With a rueful shake of the head, Bolt said it was “not looking good” for Jamaica’s men’s sprinters after they failed to reach the Tokyo 100m final and were fifth in the 4x100m relay.
And he said none of the current athletes looked capable of beating his 100m and 200m world records of 9.58 and 19.19, rarely threatened since he set them in 2009.
“I don’t think I’ve seen anybody in this generation right now which I personally feel will break the records,” he said.
“So I think I have a couple more years before somebody will actually break my world records.”
Bolt, instantly recognisable worldwide, said he’d “love” to help World Athletics promote the sport and had approached its leader, Sebastian Coe, about a formal role.
But he said he had no designs on the presidency.
“No, I don’t want that job. That’s a lot of stress and a lot of work,” he said.
He added that he would “definitely” have taken the knee to protest against racism on the Tokyo podium, where it was banned under International Olympic Committee rules.
“I understand what it’s about. Racism, we’ve been through it so I understand the necessary aspect of it and what is needed,” he said.
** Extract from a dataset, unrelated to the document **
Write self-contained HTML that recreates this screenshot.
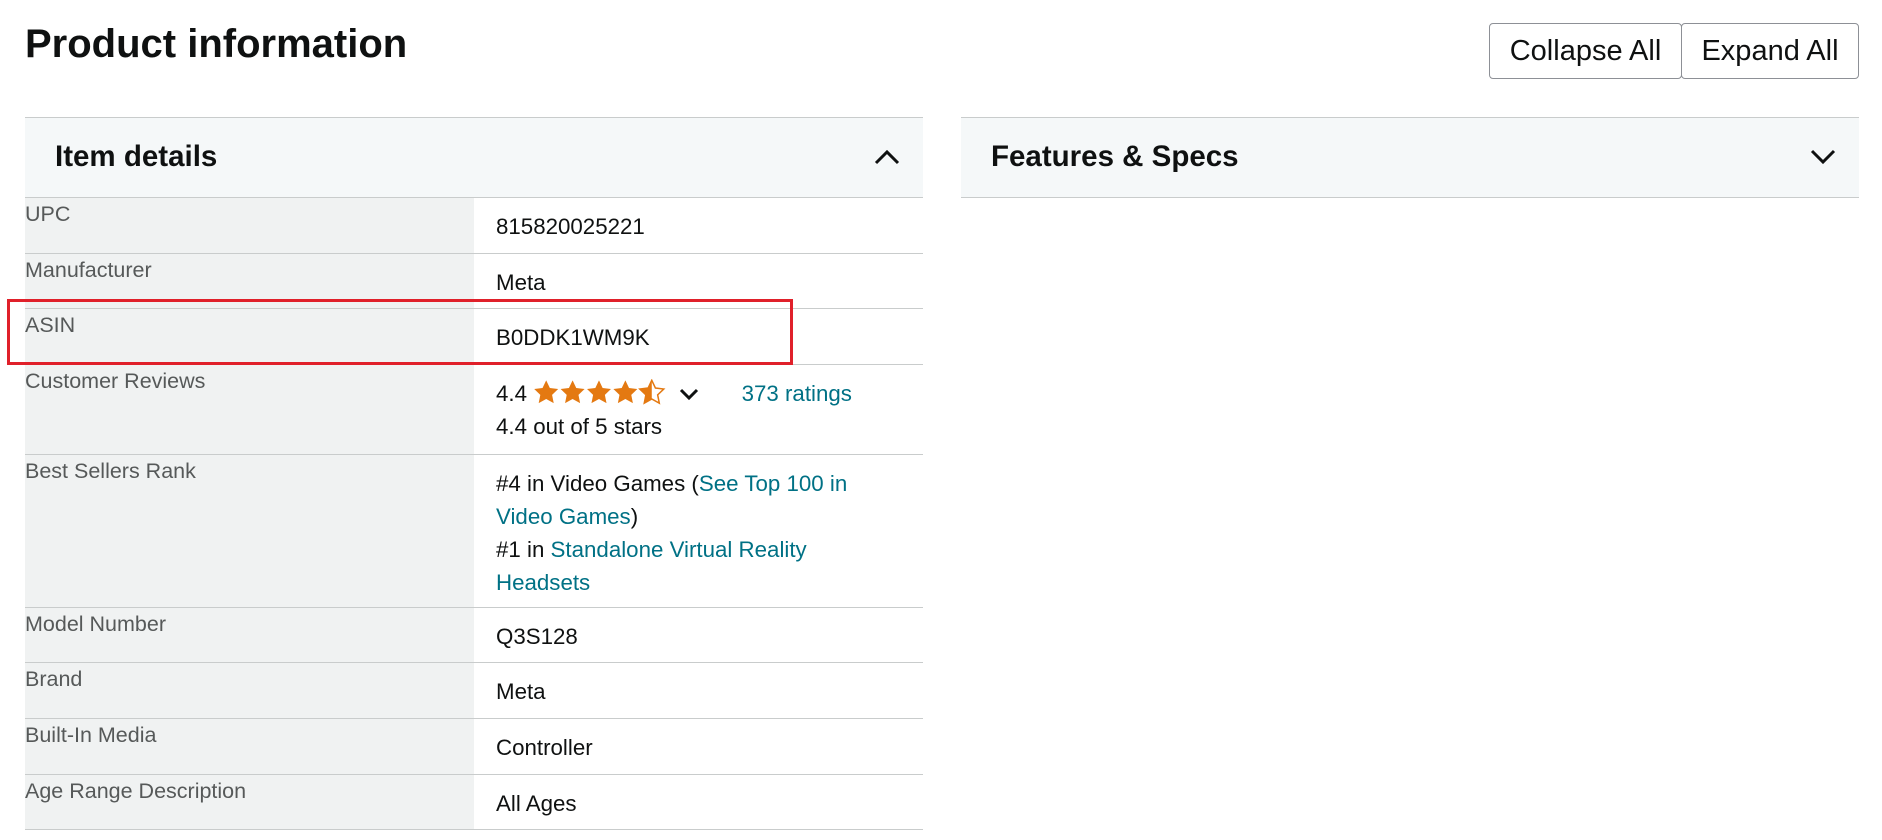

But he revealed that after years of striking the ‘Lightning Bolt’, his signature pose was beginning to grate.
“Sometimes it gets a little bit, I wouldn’t say annoying. But I understand that I’ve done it to myself,” he said with a chuckle.
“People really enjoy it and it’s for the fans, you know. I mean, it’s a picture that they will treasure forever.
“So for me, I’m not always happy doing it, but I do it anyways because it’s for them and it makes them happy.”